# Baby quilt



## CJ (May 10, 2002)

I have put my Moda Chocolat quilt on hold (it's about halfway quilted) because a friend of ours is having their 5th grandkid today, (it's early, they're inducing the pregnancy) and I thought if I busted my butt, I could get a baby quilt made for the baby in a week or 2.

A regular quilt I could've knocked out in a couple of days, but the grandparents happen to be very good friends and I wanted to put a little extra effort into the quilt, so I'm embroidering it. Nearly every block is embroidered.

I've laid out some of the blocks so you get a general idea of how the quilt will look. The small embroidered blocks are all in the pink and the bright green, then there will be 5 large (10 inches x 12 inches) white blocks with a grouping of monkeys and pillows

Each of the small white blocks has the nursery rhyme embroidered onto it:

"Five little monkeys jumping on the bed, one fell off and bumped his head. Mama called the doctor, the doctor said... no more monkeys jumping on the bed"!

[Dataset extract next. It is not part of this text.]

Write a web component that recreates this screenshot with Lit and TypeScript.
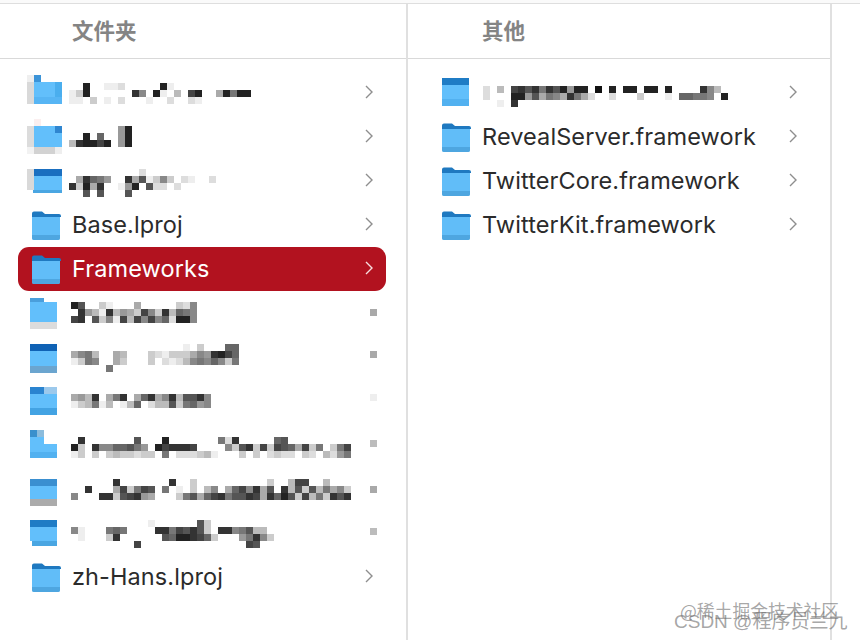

The border on the outside will also have this rhyme embroidered on it, one line per side, in large letters. I hope to get it done within a couple of weeks, but it's a LOT of embroidery.


----------



## slinky (Jan 4, 2007)

How adorable! I love the 5 block.


----------



## Glenda in MS (Sep 15, 2007)

I love it!


----------



## Shepherd (Jan 23, 2005)

Oh I can't wait to see the finished product. How darling!


----------



## grannygardner (May 4, 2005)

CJ you are creating yet another masterpiece. I love the little monkeys and can't wait to see the finished product.


----------



## AngieM2 (May 10, 2002)

CJ - that's really charming.
I will be looking forward to seeing the whole quilt.
Since you have so much pink, the baby must be a little girl.

Angie


----------



## CJ (May 10, 2002)

I tell you what the colors on this really made me struggle. You probably know from my previous quilts I am NOT a bright color person. The baby (born last night) is a girl, which I knew ahead of time.

I cut, embroidered and ditched several blocks working out colors, but I think I'm happy with them now. 

Here's some of them beginning to be assembled. The bright green blocks were originally yellow, and I didn't like it. I also ended up changing all the thread colors.


----------



## threadneedle (Nov 14, 2006)

Not sure if my first reply went through so I'll say it again, that is so cute!

I think you made the right choice to add the bright green. It really perks it up.


----------



## reese (Jul 6, 2004)

This is a brilliant baby quilt. They are so blessed to have you gifting them.


----------



## calliemoonbeam (Aug 7, 2007)

That's so cute! I definitely think the green was a better choice than the yellow. I know what you mean, I change the color scheme on needlework a lot of times. Great job...as usual, lol.


----------



## Ravenlost (Jul 20, 2004)

Oh, that quilt is going to be a family heirloom for sure!


----------



## PETSNEGGS (Oct 7, 2005)

OH it is beautiful, CJ where did you find such a cute pattern?


----------



## bopeep (Apr 2, 2007)

That is soooooooo beautiful !!!!!
bopeep


----------



## CJ (May 10, 2002)

I spotted this quilt in this magazine awhile back. I was completely entranced with the nursery rhyme, I'd never heard it!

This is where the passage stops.